For equity exposure to the natural gas sector, three names offer differentiated risk-reward profiles across the supply chain. EQT ($EQT) is the purest production play — 90%+ natural gas, Appalachian Basin primary operations, four consecutive consensus beats with a 13% trailing earnings surprise average, and a cost structure that remains viable at current prices with significant leverage to any price recovery. The Williams Companies ($WMB) offers midstream infrastructure stability — one-third of all U.S. natural gas flows through its network, providing volume-driven revenue that is less sensitive to spot price fluctuations, with 13.8% consensus EPS growth in 2026 and a 24.4% three-to-five year expected EPS growth rate. Excelerate Energy ($EE) provides the global LNG infrastructure exposure — 20% of global FSRU fleet, 5% of total regasification capacity, 36.7% consensus EPS growth in 2026, 19.6% trailing earnings surprise — the most direct play on the accelerating global demand for flexible import infrastructure that the Iran war is catalyzing.

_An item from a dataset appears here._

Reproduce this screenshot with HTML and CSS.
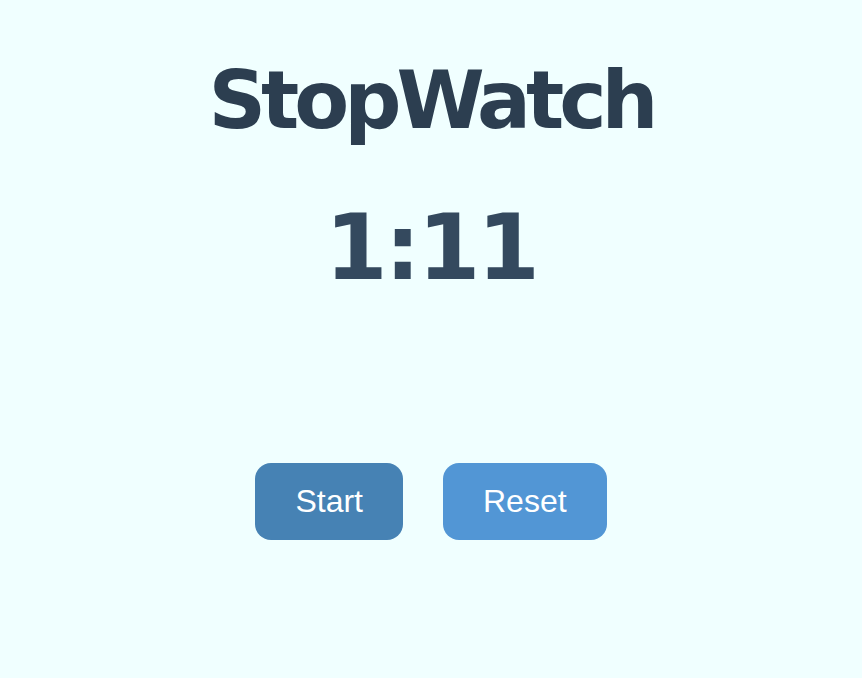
FILE: index.html
```html
<!DOCTYPE html>
<html>
<head>
<meta charset="utf-8">
<link rel="stylesheet" href="styles.css">
</head>
<body>
<main class="app">
  <h1 class="title">StopWatch</h1>
  <div class="time">1:11</div>
  <div class="controls">
    <button class="btn btn-start">Start</button>
    <button class="btn btn-reset">Reset</button>
  </div>
</main>
</body>
</html>
```
FILE: styles.css
```css
html, body {
  margin: 0;
  padding: 0;
  background: #f0ffff;
  height: 100%;
}
.app {
  display: flex;
  flex-direction: column;
  align-items: center;
  padding-top: 51px;
}
.title {
  margin: 0;
  font-family: "DejaVu Sans", sans-serif;
  font-weight: bold;
  font-size: 80px;
  line-height: 100px;
  color: #2c3e50;
  letter-spacing: -5px;
}
.time {
  margin-top: 42px;
  font-family: "DejaVu Sans", sans-serif;
  font-weight: bold;
  font-size: 90px;
  line-height: 110px;
  color: #34495e;
  letter-spacing: -3px;
}
.controls {
  display: flex;
  gap: 40px;
  margin-top: 160px;
}
.btn {
  font-family: "Liberation Sans", Arial, sans-serif;
  font-size: 32px;
  line-height: 37px;
  padding: 20px 40px;
  color: #fff;
  border: none;
  border-radius: 16px;
}
.btn-start { background: #4682b4; }
.btn-reset { background: #5296d5; }
```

The LNG global market growing from $165.19 billion in 2025 to $291.67 billion by 2035 at 5.85% CAGR — with North America as the fastest-growing region — provides the structural backdrop that makes natural gas infrastructure equity a compelling medium-term position even while the commodity price itself faces near-term pressure. At $2.65 per MMBtu, Henry Hub is priced for the current bearish shoulder season reality. By the time winter 2026 storage requirements, impaired Qatari LNG supply, and compressed Hormuz transit capacity converge, the prompt month contract will be priced very differently from today's seven-month low.